Anyway i am trying to be supportive but feel unsettled at how close he is to my parents and GC sister who he is quoting to do some building work for, he told me this (i don't want to know about my family and i asked no questions about my family at all). I want to manage this relationship at a friendly gray rock supportive distance if that is possible.

My husband on the other hand has asked if my cousin would like to come on holiday with us later in the year, without asking me first (we already had it booked) and my cousin has booked the time of work and is now coming round at the weekend to book it up.

I am furious, i want to be supportive but i do not want to spend my sacred holiday away with him, i do not want to have to worry that every little thing i say will be reported back to my foo and then critisized. The f*** it all part of me wants to not care about this but i do.

What to do? Sorry if i sound like a spoilt little madam, but we only holiday once a year away and to me its a little safe haven of a couple of weeks of get away from it all.

Starboard Song

Your story has so many complexities.

I sure hope you can take the time to separate them.

1. It sounds to me that your annual holiday is a special time you want to protect: from everyone

I encourage you to take some time to really think this out. Who would be the least controversial person your DH could have invited without asking? Would that still have bothered you? I think the answer is yes. To the extent it would have bothered you to have even a noncontroversial guest added, this isn't about NC and Flying Monkeys. To that extent, it is a simple wire-crossing between you and DH, about respecting the special time of your holiday.

Think through that, and maybe you and DH can talk about how it was a mistake to invite anyone at all without talking about it together.


2. You are concerned that this cousin is a particular threat, as he may report back to the FOO.

Your cousin it seems has asked off from work but hasn't yet booked reservations. So nothing is committed and maybe it is not too late to undo this. Let's say it is not too late.

Did answering question 1 resolve this? Do you simply want private, immediate family time? I could sell the heck out of that. "Bob, I'm sorry.
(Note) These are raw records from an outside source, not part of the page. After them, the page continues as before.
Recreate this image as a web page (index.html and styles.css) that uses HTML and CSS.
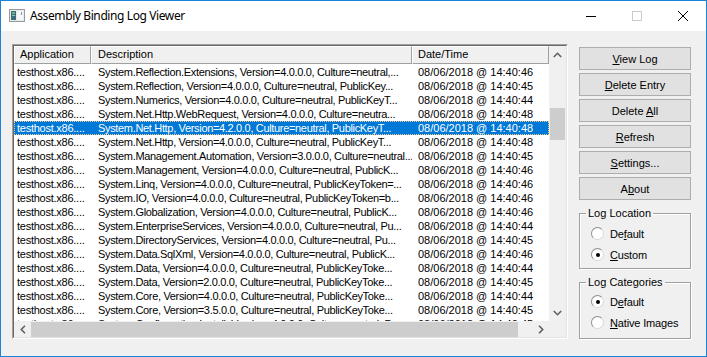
FILE: index.html
```html
<!DOCTYPE html>
<html lang="en">
<head>
    <meta charset="UTF-8">
    <title>Assembly Binding Log Viewer</title>
    <link rel="stylesheet" href="styles.css">
</head>
<body>
    <div class="window">
        <div class="titlebar">
            <svg class="app-icon" width="16" height="16" viewBox="0 0 16 16">
                <rect x="0.5" y="1.5" width="15" height="12" fill="#e8ecec" stroke="#9a9a9a"/>
                <rect x="2" y="3" width="5" height="9" fill="#3d6e78"/>
                <rect x="3" y="4" width="3" height="2" fill="#6fb07a"/>
                <rect x="3" y="7" width="3" height="1" fill="#8fc0c8"/>
                <rect x="8" y="3" width="6" height="9" fill="#f6f8f8"/>
                <rect x="12" y="4" width="1" height="3" fill="#7a9aa0"/>
            </svg>
            <span class="title">Assembly Binding Log Viewer</span>
            <div class="caption-buttons">
                <span class="cap">
                    <svg width="10" height="10" viewBox="0 0 10 10"><line x1="0" y1="5.5" x2="10" y2="5.5" stroke="#000"/></svg>
                </span>
                <span class="cap">
                    <svg width="10" height="10" viewBox="0 0 10 10"><rect x="0.5" y="0.5" width="9" height="9" fill="none" stroke="#cccccc"/></svg>
                </span>
                <span class="cap">
                    <svg width="10" height="10" viewBox="0 0 10 10"><path d="M0 0 L10 10 M10 0 L0 10" stroke="#000" stroke-width="1"/></svg>
                </span>
            </div>
        </div>

        <div class="client">
            <div class="listview">
                <div class="lv-inner">
                    <div class="lv-main">
                        <div class="lv-header">
                            <div class="hd col-app">Application</div>
                            <div class="hd col-desc">Description</div>
                            <div class="hd col-date">Date/Time</div>
                        </div>
                        <div class="lv-rows">
                            <div class="row"><span class="col-app">testhost.x86....</span><span class="col-desc">System.Reflection.Extensions, Version=4.0.0.0, Culture=neutral,...</span><span class="col-date">08/06/2018 @ 14:40:46</span></div>
                            <div class="row"><span class="col-app">testhost.x86....</span><span class="col-desc">System.Reflection, Version=4.0.0.0, Culture=neutral, PublicKey...</span><span class="col-date">08/06/2018 @ 14:40:45</span></div>
                            <div class="row"><span class="col-app">testhost.x86....</span><span class="col-desc">System.Numerics, Version=4.0.0.0, Culture=neutral, PublicKeyT...</span><span class="col-date">08/06/2018 @ 14:40:44</span></div>
                            <div class="row"><span class="col-app">testhost.x86....</span><span class="col-desc">System.Net.Http.WebRequest, Version=4.0.0.0, Culture=neutra...</span><span class="col-date">08/06/2018 @ 14:40:48</span></div>
                            <div class="row selected"><span class="col-app">testhost.x86....</span><span class="col-desc">System.Net.Http, Version=4.2.0.0, Culture=neutral, PublicKeyT...</span><span class="col-date">08/06/2018 @ 14:40:48</span></div>
                            <div class="row"><span class="col-app">testhost.x86....</span><span class="col-desc">System.Net.Http, Version=4.0.0.0, Culture=neutral, PublicKeyT...</span><span class="col-date">08/06/2018 @ 14:40:48</span></div>
                            <div class="row"><span class="col-app">testhost.x86....</span><span class="col-desc">System.Management.Automation, Version=3.0.0.0, Culture=neutral...</span><span class="col-date">08/06/2018 @ 14:40:45</span></div>
                            <div class="row"><span class="col-app">testhost.x86....</span><span class="col-desc">System.Management, Version=4.0.0.0, Culture=neutral, PublicK...</span><span class="col-date">08/06/2018 @ 14:40:46</span></div>
                            <div class="row"><span class="col-app">testhost.x86....</span><span class="col-desc">System.Linq, Version=4.0.0.0, Culture=neutral, PublicKeyToken=...</span><span class="col-date">08/06/2018 @ 14:40:46</span></div>
                            <div class="row"><span class="col-app">testhost.x86....</span><span class="col-desc">System.IO, Version=4.0.0.0, Culture=neutral, PublicKeyToken=b...</span><span class="col-date">08/06/2018 @ 14:40:46</span></div>
                            <div class="row"><span class="col-app">testhost.x86....</span><span class="col-desc">System.Globalization, Version=4.0.0.0, Culture=neutral, PublicK...</span><span class="col-date">08/06/2018 @ 14:40:46</span></div>
                            <div class="row"><span class="col-app">testhost.x86....</span><span class="col-desc">System.EnterpriseServices, Version=4.0.0.0, Culture=neutral, Pu...</span><span class="col-date">08/06/2018 @ 14:40:44</span></div>
                            <div class="row"><span class="col-app">testhost.x86....</span><span class="col-desc">System.DirectoryServices, Version=4.0.0.0, Culture=neutral, Pu...</span><span class="col-date">08/06/2018 @ 14:40:45</span></div>
                            <div class="row"><span class="col-app">testhost.x86....</span><span class="col-desc">System.Data.SqlXml, Version=4.0.0.0, Culture=neutral, PublicK...</span><span class="col-date">08/06/2018 @ 14:40:46</span></div>
                            <div class="row"><span class="col-app">testhost.x86....</span><span class="col-desc">System.Data, Version=4.0.0.0, Culture=neutral, PublicKeyToke...</span><span class="col-date">08/06/2018 @ 14:40:44</span></div>
                            <div class="row"><span class="col-app">testhost.x86....</span><span class="col-desc">System.Data, Version=2.0.0.0, Culture=neutral, PublicKeyToke...</span><span class="col-date">08/06/2018 @ 14:40:45</span></div>
                            <div class="row"><span class="col-app">testhost.x86....</span><span class="col-desc">System.Core, Version=4.0.0.0, Culture=neutral, PublicKeyToke...</span><span class="col-date">08/06/2018 @ 14:40:44</span></div>
                            <div class="row"><span class="col-app">testhost.x86....</span><span class="col-desc">System.Core, Version=3.5.0.0, Culture=neutral, PublicKeyToke...</span><span class="col-date">08/06/2018 @ 14:40:45</span></div>
                            <div class="row"><span class="col-app">testhost.x86....</span><span class="col-desc">System.Configuration.Install, Version=4.0.0.0, Culture=neutral, P...</span><span class="col-date">08/06/2018 @ 14:40:45</span></div>
                        </div>
                    </div>

                    <div class="vscroll">
                        <div class="sb-arrow">
                            <svg width="9" height="6" viewBox="0 0 9 6"><polyline points="0.8,5 4.5,1.3 8.2,5" fill="none" stroke="#606060" stroke-width="1.6"/></svg>
                        </div>
                        <div class="vtrack"><div class="vthumb"></div></div>
                        <div class="sb-arrow">
                            <svg width="9" height="6" viewBox="0 0 9 6"><polyline points="0.8,1 4.5,4.7 8.2,1" fill="none" stroke="#606060" stroke-width="1.6"/></svg>
                        </div>
                    </div>

                    <div class="hscroll">
                        <div class="sb-arrow">
                            <svg width="6" height="9" viewBox="0 0 6 9"><polyline points="5,0.8 1.3,4.5 5,8.2" fill="none" stroke="#606060" stroke-width="1.6"/></svg>
                        </div>
                        <div class="htrack"><div class="hthumb"></div></div>
                        <div class="sb-arrow">
                            <svg width="6" height="9" viewBox="0 0 6 9"><polyline points="1,0.8 4.7,4.5 1,8.2" fill="none" stroke="#606060" stroke-width="1.6"/></svg>
                        </div>
                    </div>

                    <div class="corner"></div>
                </div>
            </div>

            <div class="side">
                <button class="btn"><u>V</u>iew Log</button>
                <button class="btn"><u>D</u>elete Entry</button>
                <button class="btn">Delete <u>A</u>ll</button>
                <button class="btn"><u>R</u>efresh</button>
                <button class="btn"><u>S</u>ettings...</button>
                <button class="btn">A<u>b</u>out</button>

                <fieldset class="group group-location">
                    <legend>Log Location</legend>
                    <div class="radio"><span class="dot"></span>De<u>f</u>ault</div>
                    <div class="radio"><span class="dot checked"></span><u>C</u>ustom</div>
                </fieldset>

                <fieldset class="group group-categories">
                    <legend>Log Categories</legend>
                    <div class="radio"><span class="dot checked"></span>D<u>e</u>fault</div>
                    <div class="radio"><span class="dot"></span><u>N</u>ative Images</div>
                </fieldset>
            </div>
        </div>
    </div>
</body>
</html>
```

FILE: styles.css
```css
body {
    margin: 0;
    font-family: "Liberation Sans", Arial, sans-serif;
    font-size: 11px;
    color: #000;
}

.window {
    width: 707px;
    height: 357px;
    box-sizing: border-box;
    border: 1px solid #1883d7;
    background: #f0f0f0;
    display: flex;
    flex-direction: column;
}

/* title bar */

.titlebar {
    height: 30px;
    background: #fff;
    display: flex;
    align-items: center;
}

.app-icon {
    margin-left: 8px;
}

.title {
    margin-left: 5px;
    font-family: "Noto Sans", "Open Sans", sans-serif;
    font-size: 12px;
    letter-spacing: -0.4px;
    padding-bottom: 1px;
}

.caption-buttons {
    margin-left: auto;
    display: flex;
}

.cap {
    width: 46px;
    height: 30px;
    display: flex;
    align-items: center;
    justify-content: center;
}

/* client area */

.client {
    display: flex;
    gap: 11px;
    padding: 13px 15px 0 11px;
}

.listview {
    width: 556px;
    height: 295px;
    box-sizing: border-box;
    border: 1px solid;
    border-color: #a0a0a0 #fff #fff #a0a0a0;
}

.lv-inner {
    height: 100%;
    box-sizing: border-box;
    border: 1px solid;
    border-color: #696969 #e3e3e3 #e3e3e3 #696969;
    background: #fff;
    display: grid;
    grid-template-columns: 1fr 17px;
    grid-template-rows: 1fr 16px;
}

.lv-main {
    overflow: hidden;
}

.lv-header {
    display: flex;
    height: 18px;
}

.hd {
    box-sizing: border-box;
    height: 18px;
    line-height: 15px;
    background: #f0f0f0;
    border-top: 1px solid #fff;
    border-left: 1px solid #fff;
    border-right: 1px solid #a0a0a0;
    border-bottom: 1px solid #a0a0a0;
    white-space: nowrap;
    overflow: hidden;
}

.hd.col-app { padding-left: 5px; }
.hd.col-desc { padding-left: 6px; }
.hd.col-date { padding-left: 5px; }

.col-app { width: 77px; flex: none; }
.col-desc { width: 321px; flex: none; }
.col-date { width: 137px; flex: none; }

.lv-rows {
    padding-top: 1px;
}

.row {
    display: flex;
    height: 14px;
    line-height: 14px;
}

.row span {
    box-sizing: border-box;
    white-space: nowrap;
    overflow: hidden;
}

.row .col-app {
    padding-left: 3px;
    letter-spacing: -0.25px;
}

.row .col-desc {
    padding-left: 7px;
    letter-spacing: -0.33px;
}

.row .col-date { padding-left: 6px; }

.row.selected {
    background: #0078d7;
    color: #fff;
    outline: 1px dotted #f3c98b;
    outline-offset: -1px;
}

/* scrollbars */

.vscroll {
    background: #f0f0f0;
    display: flex;
    flex-direction: column;
}

.hscroll {
    background: #f0f0f0;
    display: flex;
}

.sb-arrow {
    width: 17px;
    height: 17px;
    flex: none;
    display: flex;
    align-items: center;
    justify-content: center;
}

.hscroll .sb-arrow {
    height: 16px;
}

.vtrack {
    flex: 1;
}

.vthumb {
    margin: 45px 1px 0;
    height: 32px;
    background: #cdcdcd;
}

.htrack {
    flex: 1;
    display: flex;
}

.hthumb {
    margin: 1px 0 0;
    width: 487px;
    background: #cdcdcd;
}

.corner {
    background: #f0f0f0;
}

/* buttons and groups */

.side {
    width: 112px;
    display: flex;
    flex-direction: column;
    padding-top: 3px;
}

.btn {
    height: 23px;
    margin: 0 0 3px;
    padding: 0;
    background: #e1e1e1;
    border: 1px solid #adadad;
    font-family: "Liberation Sans", Arial, sans-serif;
    font-size: 11px;
    color: #000;
}

.group {
    margin: 0;
    padding: 3px 0 3px;
    border: 1px solid #a0a0a0;
    box-shadow: inset 1px 1px 0 #fff, 1px 1px 0 #fff;
}

.group-location {
    margin-top: 4px;
}

.group-categories {
    margin-top: 7px;
    padding-top: 2px;
    padding-bottom: 5px;
}

.group legend {
    margin-left: 6px;
    padding: 0 2px;
    line-height: 13px;
}

.radio {
    height: 21px;
    display: flex;
    align-items: center;
    padding-left: 11px;
    letter-spacing: -0.15px;
}

.dot {
    width: 11px;
    height: 11px;
    margin-right: 6px;
    border: 1px solid #8c8c8c;
    border-color: #8c8c8c #d8d8d8 #d8d8d8 #8c8c8c;
    border-radius: 50%;
    background: #fff;
    display: flex;
    align-items: center;
    justify-content: center;
}

.dot.checked::after {
    content: "";
    width: 4px;
    height: 4px;
    border-radius: 50%;
    background: #000;
}
```
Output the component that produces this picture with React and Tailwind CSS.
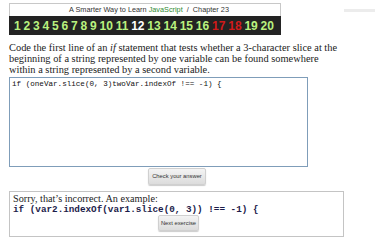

I know we got you all worked up, and we don't want to disappoint you, but we've thought about it more and realized how important it is that we have this one special time more alone. Cousins are great too, though. Can you come round for a long weekend another time?" It is a hard conversation to start, but easier to finish and he's likely to understand. If you follow through immediately with backup options, the feeling of rejection can be overcome.

I say all this assuming he isn't a flying monkey. It is too easy to think everyone is a FM, and that just lets the bad guys rob us of all our connections.

Uh oh. What if it is too late? Well, hells bells, then. Make the best of it, assume the best of him, and have a great time.

I hope you and DH have a great conversation, and he is flattered for your desire for down time with him, more alone. I hope he'll understand that his heart was in the right place, but that these are things you need to do together.

Good luck!
Radical Acceptance, by Brach   |   Self-Compassion, by Neff    |   Mindfulness, by Williams   |   The Book of Joy, by the Dalai Lama and Tutu
Healing From Family Rifts, by Sichel   |  Stop Walking on Egshells, by Mason    |    Emotional Blackmail, by Susan Forward

nanotech

This is what they often do. They  use an unwitting member of our family of choice, to trample our boundaries and gain access to us.
Your cousin may be aware, or not.

If you're already uncomfortable about it, how is it going to be any sort of holiday for you?

Kris Godinez is someone to google if you haven't already. She says,

'"Anyone who is 'Switzerland' , is a flying monkey."